I started another batch of sauerkraut 3 days ago. The first time I made kraut it turned out great but was too salty. This time I cut the salt down & used 1 tsp salt per qt of raw cabbage as if I were making it in the jar. I mixed it well & packed into my glass crock being sure it was covered in brine. Now, the top of the cabbage is turning brown & doesn't have a good odor. Could it be I didn't use enough salt? I've taken off the part that is turning brown but not sure whether I should throw the whole crock away. I was so sure it would be at least as good as the first I made. Beginners luck I guess. Is there anyway to salvage this mess? Thanks.
when I make it I use 3 heaping soup spoons of salt for
every 5 lbs of cabbage. Some how 1 teaspoon of salt for a quart of cabbage just does not seem like nearly enough. Since cabbage is so cheap I don't think I would try to salvage it. Even if you removed all the spoiled cabbage I think it may have imparted a bad flavor to the bring and the rest of the cabbage. If the kraut is to salty for you after you make it you can rinse it lightly to remove some of the salt.

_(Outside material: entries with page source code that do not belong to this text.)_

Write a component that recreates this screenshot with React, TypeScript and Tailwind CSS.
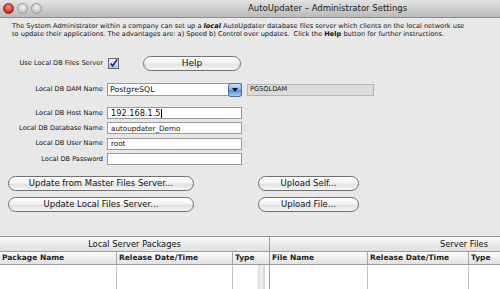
import React from "react";

const fieldLabels = [
  { label: "Local DB Host Name", value: "192.168.1.5", big: true },
  { label: "Local DB Database Name", value: "autoupdater_Demo" },
  { label: "Local DB User Name", value: "root" },
  { label: "Local DB Password", value: "" },
];

function AquaButton({ label, className = "" }: { label: string; className?: string }) {
  return (
    <div
      className={`flex h-[15px] items-center justify-center rounded-full border border-[#707070] bg-[linear-gradient(#ffffff,#f3f3f3_45%,#e2e2e2_55%,#f4f4f4)] text-[8.5px] leading-none text-[#111] ${className}`}
    >
      {label}
    </div>
  );
}

function Light({ color }: { color: "red" | "gray" }) {
  return (
    <div
      className={`h-[11px] w-[11px] rounded-full border ${
        color === "red"
          ? "border-[#9c1a14] bg-[radial-gradient(circle_at_50%_35%,#ff9a8c,#e0392c_55%,#b3160e)]"
          : "border-[#9a9a9a] bg-[radial-gradient(circle_at_50%_35%,#f0f0f0,#cfcfcf_55%,#b2b2b2)]"
      }`}
    />
  );
}

function ColHeaders({ cols }: { cols: { name: string; w: string }[] }) {
  return (
    <div className="flex h-[13px] border-b border-[#9c9c9c] bg-[linear-gradient(#ffffff,#eeeeee_50%,#e2e2e2)] text-[7.5px] font-semibold leading-[12px] text-[#222]">
      {cols.map((c, i) => (
        <div key={i} className={`${c.w} truncate border-r border-[#a8a8a8] pl-[2px]`}>
          {c.name}
        </div>
      ))}
    </div>
  );
}

export default function App() {
  return (
    <div className="flex h-[289px] w-[500px] flex-col overflow-hidden bg-[#e8e8e8] font-['DejaVu_Sans',sans-serif] text-[#111]">
      {/* title bar */}
      <div className="relative flex h-[18px] shrink-0 items-center border-b border-[#8c8c8c] bg-[linear-gradient(#e4e4e4,#cfcfcf_50%,#b9b9b9)]">
        <div className="flex gap-[3px] pl-[3px]">
          <Light color="red" />
          <Light color="gray" />
          <Light color="gray" />
        </div>
        <div className="absolute left-[248px] text-[8.5px] leading-none text-[#1c1c1c]">
          AutoUpdater – Administrator Settings
        </div>
      </div>

      {/* description */}
      <div className="px-[12px] pt-[4px] text-[6.6px] leading-[8px] text-[#111]">
        <p>
          The System Administrator within a company can set up a <b><i>local</i></b> AutoUpdater database files
          server which clients on the local network use
        </p>
        <p>
          to update their applications. The advantages are: a) Speed b) Control over updates.&nbsp; Click the{" "}
          <b>Help</b> button for further instructions.
        </p>
      </div>

      {/* use local db row */}
      <div className="mt-[17px] flex h-[16px] items-center">
        <div className="w-[103px] text-right text-[6.6px] leading-none">Use Local DB Files Server</div>
        <div className="ml-[5px] flex h-[11px] w-[11px] items-center justify-center border border-[#6a6a6a] bg-[linear-gradient(#eef5ff,#a9c9ef)]">
          <svg width="11" height="11" viewBox="0 0 11 11">
            <path d="M2 5.5 L4.5 8.5 L10 0.5" fill="none" stroke="#1b2a6b" strokeWidth="2" />
          </svg>
        </div>
        <AquaButton label="Help" className="ml-[24px] w-[98px] text-[9px]" />
      </div>

      {/* DAM row */}
      <div className="mt-[12px] flex h-[13px] items-center">
        <div className="w-[103px] text-right text-[6.6px] leading-none">Local DB DAM Name</div>
        <div className="ml-[4px] flex h-[13px] w-[135px] items-center border border-[#9a9a9a] bg-white">
          <span className="flex-1 pl-[2px] text-[7.8px] leading-none">PostgreSQL</span>
          <div className="mr-[-1px] flex h-[14px] w-[14px] items-center justify-center rounded-[3px] border border-[#4a6d9c] bg-[linear-gradient(#cde3fb,#79aee8_50%,#4f8fdc_55%,#a8d0f6)]">
            <svg width="6" height="4" viewBox="0 0 6 4">
              <path d="M0 0 L6 0 L3 4 Z" fill="#111" />
            </svg>
          </div>
        </div>
        <div className="ml-[5px] flex h-[12px] w-[127px] items-center border border-[#b4b4b4] bg-[#dcdcdc] pl-[2px] text-[6.6px] leading-none">
          PGSQLDAM
        </div>
      </div>

      {/* text fields */}
      <div className="mt-[11px] flex flex-col gap-[3.4px]">
        {fieldLabels.map((f) => (
          <div key={f.label} className="flex h-[12px] items-center">
            <div className="w-[103px] text-right text-[6.6px] leading-none">{f.label}</div>
            <div
              className={`ml-[4px] flex h-[12px] w-[135px] items-center border border-[#9a9a9a] bg-white pl-[3px] leading-none ${
                f.big ? "text-[8.2px]" : "text-[7.2px]"
              }`}
            >
              {f.value}
              {f.big && <span className="ml-[1px] h-[9px] w-px bg-black" />}
            </div>
          </div>
        ))}
      </div>

      {/* action buttons */}
      <div className="mt-[11px] flex flex-col gap-[6px] pl-[8px]">
        <div className="flex">
          <AquaButton label="Update from Master Files Server..." className="w-[186px]" />
          <AquaButton label="Upload Self..." className="ml-[64px] w-[101px]" />
        </div>
        <div className="flex">
          <AquaButton label="Update Local Files Server..." className="w-[186px]" />
          <AquaButton label="Upload File..." className="ml-[64px] w-[101px]" />
        </div>
      </div>

      {/* tables */}
      <div className="mt-[24px] flex flex-1 border-t border-[#909090] bg-white">
        <div className="flex w-[270px] flex-col border-r border-[#9c9c9c]">
          <div className="flex h-[15px] items-center justify-center border-b border-[#9c9c9c] bg-[linear-gradient(#fbfbfb,#ececec_50%,#e0e0e0)] text-[8.3px] leading-none">
            Local Server Packages
          </div>
          <ColHeaders
            cols={[
              { name: "Package Name", w: "w-[117px]" },
              { name: "Release Date/Time", w: "w-[116px]" },
              { name: "Type", w: "flex-1 border-r-0" },
            ]}
          />
          <div className="flex flex-1">
            <div className="w-[117px] border-r border-[#c4c4c4]" />
            <div className="w-[116px] border-r border-[#c4c4c4]" />
            <div className="flex flex-1 pl-[25px]">
              <div className="w-[7px] bg-[linear-gradient(90deg,#d8d8d8,#f4f4f4_50%,#cfcfcf)]" />
            </div>
          </div>
        </div>
        <div className="flex flex-1 flex-col">
          <div className="flex h-[15px] items-center justify-end border-b border-[#9c9c9c] bg-[linear-gradient(#fbfbfb,#ececec_50%,#e0e0e0)] pr-[12px] text-[8.3px] leading-none">
            Server Files
          </div>
          <ColHeaders
            cols={[
              { name: "File Name", w: "w-[98px]" },
              { name: "Release Date/Time", w: "w-[101px]" },
              { name: "Type", w: "flex-1 border-r-0" },
            ]}
          />
          <div className="flex flex-1">
            <div className="w-[98px] border-r border-[#c4c4c4]" />
            <div className="w-[101px] border-r border-[#c4c4c4]" />
            <div className="flex-1" />
          </div>
        </div>
      </div>
    </div>
  );
}
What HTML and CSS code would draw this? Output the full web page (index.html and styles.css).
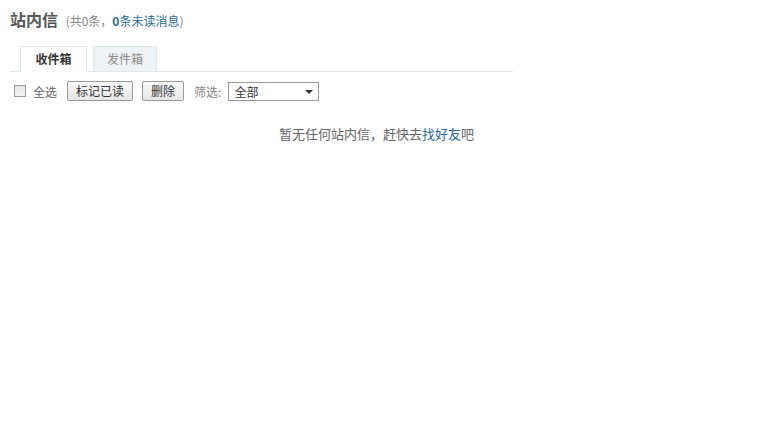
FILE: index.html
```html
<!DOCTYPE html>
<html lang="zh-CN">
<head>
    <meta charset="UTF-8">
    <title>站内信</title>
    <link rel="stylesheet" href="styles.css">
</head>
<body>
    <div class="page">
        <h2 class="title">站内信 <span class="count">(共0条，<a href="#" class="unread"><b>0</b>条未读消息</a>)</span></h2>

        <ul class="tabs">
            <li class="tab current">收件箱</li>
            <li class="tab">发件箱</li>
        </ul>

        <div class="toolbar">
            <label class="check"><span class="box"></span>全选</label>
            <button class="btn">标记已读</button>
            <button class="btn">删除</button>
            <span class="filter-label">筛选:</span>
            <div class="select">全部<span class="arrow"></span></div>
        </div>

        <p class="empty">暂无任何站内信，赶快去<a href="#">找好友</a>吧</p>
    </div>
</body>
</html>
```

FILE: styles.css
```css
body {
    margin: 0;
    background: #fff;
    font-family: "Noto Sans CJK SC", "Liberation Sans", sans-serif;
    font-size: 12px;
    color: #666;
}
a {
    color: #2b6b8f;
    text-decoration: none;
}
.page {
    padding: 8px 10px;
}
.title {
    margin: 0;
    font-size: 16px;
    font-weight: bold;
    color: #555;
    line-height: 22px;
}
.count {
    font-size: 12px;
    font-weight: normal;
    color: #888;
    margin-left: 4px;
}
.unread b {
    font-weight: bold;
}
.tabs {
    list-style: none;
    margin: 14px 0 0;
    padding: 0 0 0 10px;
    width: 493px;
    height: 25px;
    border-bottom: 1px solid #dce7ec;
    display: flex;
    gap: 6px;
}
.tab {
    width: 62px;
    height: 24px;
    line-height: 24px;
    text-align: center;
    border: 1px solid #dce5ea;
    border-bottom: none;
    background: #eef3f7;
    color: #888;
    font-size: 12px;
}
.tab.current {
    width: 65px;
    background: #fff;
    color: #333;
    font-weight: bold;
    height: 25px;
}
.toolbar {
    display: flex;
    align-items: center;
    margin-top: 8px;
    height: 22px;
}
.check {
    display: flex;
    align-items: center;
    margin-left: 4px;
    margin-right: 10px;
}
.box {
    box-sizing: border-box;
    width: 12px;
    height: 12px;
    border: 1px solid #999;
    background: linear-gradient(#e4e4e4, #f6f6f6);
    margin-right: 7px;
}
.btn {
    height: 20px;
    padding: 0 8px;
    margin-right: 9px;
    border: 1px solid #999;
    border-radius: 2px;
    background: linear-gradient(#fafafa, #e6e6e6);
    font-family: inherit;
    font-size: 12px;
    color: #333;
    line-height: 18px;
}
.filter-label {
    margin-left: 1px;
    margin-right: 7px;
    color: #888;
}
.select {
    position: relative;
    width: 84px;
    height: 17px;
    line-height: 17px;
    padding-left: 5px;
    border: 1px solid #999;
    color: #333;
}
.arrow {
    position: absolute;
    right: 5px;
    top: 7px;
    border-left: 4px solid transparent;
    border-right: 4px solid transparent;
    border-top: 4px solid #333;
}
.empty {
    margin: 22px 0 0;
    width: 733px;
    text-align: center;
    font-size: 13px;
    color: #666;
}
```
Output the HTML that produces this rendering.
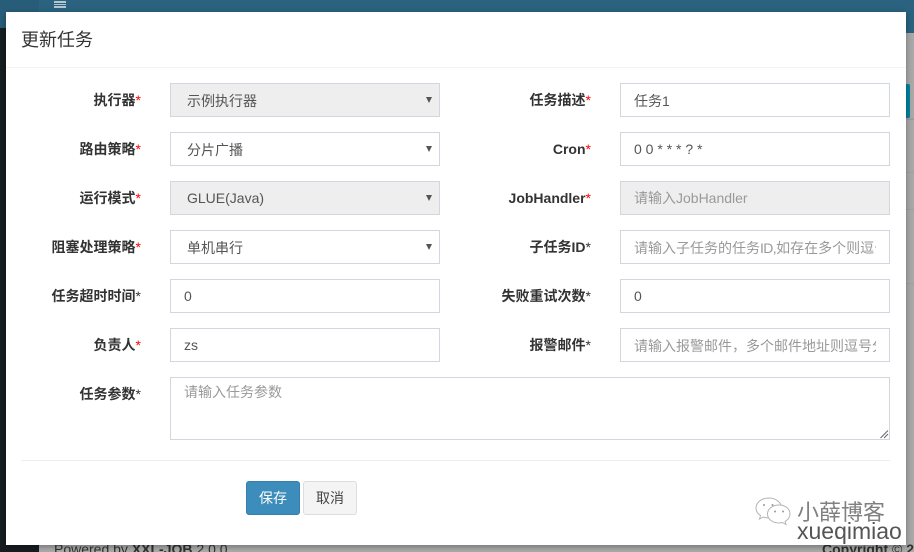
<!DOCTYPE html>
<html lang="zh">
<head>
<meta charset="utf-8">
<title>更新任务</title>
<style>
html,body{margin:0;padding:0;width:914px;height:552px;overflow:hidden;background:#adadad}
body{position:relative;font-family:"Liberation Sans","Noto Sans CJK SC",sans-serif;font-size:14px;color:#333}
div,span{box-sizing:border-box}
.a{position:absolute}
.modal{position:absolute;left:6px;top:12px;width:900px;height:533px;background:#fff;box-shadow:0 2px 6px rgba(0,0,0,.35)}
.lb{position:absolute;width:125px;height:20px;line-height:20px;text-align:right;font-weight:bold;color:#333;font-size:14px;white-space:nowrap}
.lb i{font-style:normal;color:#f00;font-weight:normal}
.lb b{font-weight:normal}
.f{position:absolute;width:270px;height:34px;border:1px solid #d2d6de;background:#fff;color:#555;line-height:32px;padding:0 13px;white-space:nowrap;overflow:hidden}
.f span{display:block;overflow:hidden;height:32px}
.f span.c{position:relative;top:1px}
.f.s{padding-left:16px}
.f.d{background:#eee}
.ph{color:#999}
.ar{position:absolute;right:7px;top:13px;width:0;height:0;border-left:3px solid transparent;border-right:3px solid transparent;border-top:6px solid #555}
</style>
</head>
<body>
<!-- background page -->
<div class="a" style="left:0;top:0;width:914px;height:33px;background:#2a627f"></div>
<div class="a" style="left:0;top:0;width:39px;height:28px;background:#285d79"></div>
<div class="a" style="left:0;top:28px;width:39px;height:524px;background:#171d20"></div>
<div class="a" style="left:54px;top:1px;width:12px;height:2px;background:#b5c6d0"></div>
<div class="a" style="left:54px;top:4px;width:12px;height:1px;background:#b5c6d0"></div>
<div class="a" style="left:54px;top:6px;width:12px;height:2px;background:#b5c6d0"></div>
<div class="a" style="left:906px;top:33px;width:8px;height:519px;background:#a9a9a9"></div>
<div class="a" style="left:906px;top:84px;width:4px;height:34px;background:#00829f;border-radius:0 2px 2px 0"></div>
<div class="a" style="left:906px;top:118px;width:8px;height:2px;background:#9d9d9d"></div>
<div class="a" style="left:906px;top:172px;width:8px;height:1px;background:#a0a0a0"></div>
<div class="a" style="left:906px;top:209px;width:8px;height:1px;background:#a0a0a0"></div>
<div class="a" style="left:906px;top:283px;width:8px;height:1px;background:#a0a0a0"></div>
<div class="a" style="left:54px;top:539px;font-size:14px;line-height:20px;color:#333;white-space:nowrap">Powered by <b>XXL-JOB</b> 2.0.0</div>
<div class="a" style="left:822px;top:539px;font-size:14px;line-height:20px;color:#333;white-space:nowrap"><b>Copyright</b> © <b>2</b></div>

<div class="modal"></div>

<div class="a" style="left:21px;top:27px;font-size:18px;line-height:26px;color:#333">更新任务</div>
<div class="a" style="left:6px;top:67px;width:900px;height:1px;background:#f4f4f4"></div>

<!-- left labels -->
<div class="lb" style="left:16px;top:90px">执行器<i>*</i></div>
<div class="lb" style="left:16px;top:139px">路由策略<i>*</i></div>
<div class="lb" style="left:16px;top:188px">运行模式<i>*</i></div>
<div class="lb" style="left:16px;top:237px">阻塞处理策略<i>*</i></div>
<div class="lb" style="left:16px;top:286px">任务超时时间<b>*</b></div>
<div class="lb" style="left:16px;top:335px">负责人<i>*</i></div>
<div class="lb" style="left:16px;top:384px">任务参数<b>*</b></div>

<!-- right labels -->
<div class="lb" style="left:466px;top:90px">任务描述<i>*</i></div>
<div class="lb" style="left:466px;top:139px">Cron<i>*</i></div>
<div class="lb" style="left:466px;top:188px">JobHandler<i>*</i></div>
<div class="lb" style="left:466px;top:237px">子任务ID<b>*</b></div>
<div class="lb" style="left:466px;top:286px">失败重试次数<b>*</b></div>
<div class="lb" style="left:466px;top:335px">报警邮件<b>*</b></div>

<!-- left fields -->
<div class="f s d" style="left:170px;top:83px"><span class="c">示例执行器</span><div class="ar"></div></div>
<div class="f s" style="left:170px;top:132px"><span class="c">分片广播</span><div class="ar"></div></div>
<div class="f s d" style="left:170px;top:181px"><span>GLUE(Java)</span><div class="ar"></div></div>
<div class="f s" style="left:170px;top:230px"><span class="c">单机串行</span><div class="ar"></div></div>
<div class="f" style="left:170px;top:279px"><span>0</span></div>
<div class="f" style="left:170px;top:328px"><span>zs</span></div>

<!-- right fields -->
<div class="f" style="left:620px;top:83px"><span class="c">任务1</span></div>
<div class="f" style="left:620px;top:132px"><span>0 0 * * * ? *</span></div>
<div class="f d" style="left:620px;top:181px"><span class="ph">请输入JobHandler</span></div>
<div class="f" style="left:620px;top:230px"><span class="ph c">请输入子任务的任务<u style="text-decoration:none;letter-spacing:-.6px">ID,</u>如存在多个则逗号分隔</span></div>
<div class="f" style="left:620px;top:279px"><span>0</span></div>
<div class="f" style="left:620px;top:328px"><span class="ph c">请输入报警邮件，多个邮件地址则逗号分隔</span></div>

<!-- textarea -->
<div class="f" style="left:170px;top:377px;width:720px;height:63px;line-height:20px;padding-top:4px"><span class="ph" style="height:20px">请输入任务参数</span>
<svg class="a" style="right:0;bottom:0" width="10" height="10" viewBox="0 0 10 10"><path d="M1.5 9 L9 1.5 M5 9 L9 5" stroke="#666" stroke-width="1" fill="none"/></svg></div>

<!-- footer -->
<div class="a" style="left:21px;top:460px;width:869px;height:1px;background:#eee"></div>
<div class="a" style="left:246px;top:481px;width:54px;height:34px;background:#3c8dbc;border:1px solid #367fa9;border-radius:3px;color:#fff;text-align:center;line-height:32px">保存</div>
<div class="a" style="left:303px;top:481px;width:54px;height:34px;background:#f4f4f4;border:1px solid #ddd;border-radius:3px;color:#444;text-align:center;line-height:32px">取消</div>

<!-- watermark -->
<svg class="a" style="left:754px;top:495px" width="38" height="34" viewBox="0 0 38 34" fill="#fff" stroke="#b4b4b4" stroke-width="1">
<path d="M15 3 C7.5 3 2 7.5 2 13 C2 16.2 3.8 18.8 6.5 20.6 L5.5 24 L9.5 22 C11 22.5 12.5 22.8 14 22.9 C17 24 25 14 27.5 11 C26 6.5 21 3 15 3 Z"/>
<path d="M25 10 C18.5 10 13.5 14 13.5 19 C13.5 24 18.5 28 25 28 C26.2 28 27.3 27.8 28.4 27.5 L32 29.5 L31.1 26.4 C33.7 24.8 36 22.2 36 19 C36 14 31.5 10 25 10 Z"/>
<circle cx="10" cy="10" r="1" fill="#999" stroke="none"/><circle cx="18.5" cy="10" r="1" fill="#999" stroke="none"/>
<circle cx="21" cy="16.5" r="1" fill="#999" stroke="none"/><circle cx="29" cy="16.5" r="1" fill="#999" stroke="none"/>
</svg>
<div class="a" style="left:797px;top:499px;font-size:22px;line-height:28px;color:#808080;white-space:nowrap">小薛博客</div>
<div class="a" style="left:797px;top:518px;font-size:23px;line-height:26px;color:#555;white-space:nowrap">xueqimiao</div>
</body>
</html>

I make kraut the way my mother and Aunt made if for a number of years and it turns out great every time.
I use 3 TBS pickling salt for every 5 lbs of cabbage. I mix it thoroughly and pack it into a 5 gallon crock that my mother always used. As I out in each 5 lbs I take my fist and punch down the cabbage to get the juice flowing.
Once I have used all the cabbage I have or when the crock is 2/3 to 3/4 full I take a very clean linen dish towel and put it on top of the cabbage. I then take 2 large food grade plastic bags, put one inside the other, put them in the crock and fill with water. This not only weighs down the kraut make more brine, it also effectively seals the crock to prevent molding. Any gas buildup can still escape, but I rarely have to discard any kraut because of mold.
Thanks johpor, I did a batch like you say & it turned out good. I had no scum or mold on top. In fact I did nothing to it but watch to be sure the brine was still over the cabbage. The sauerkraut was still white or very light after fermenting was complete.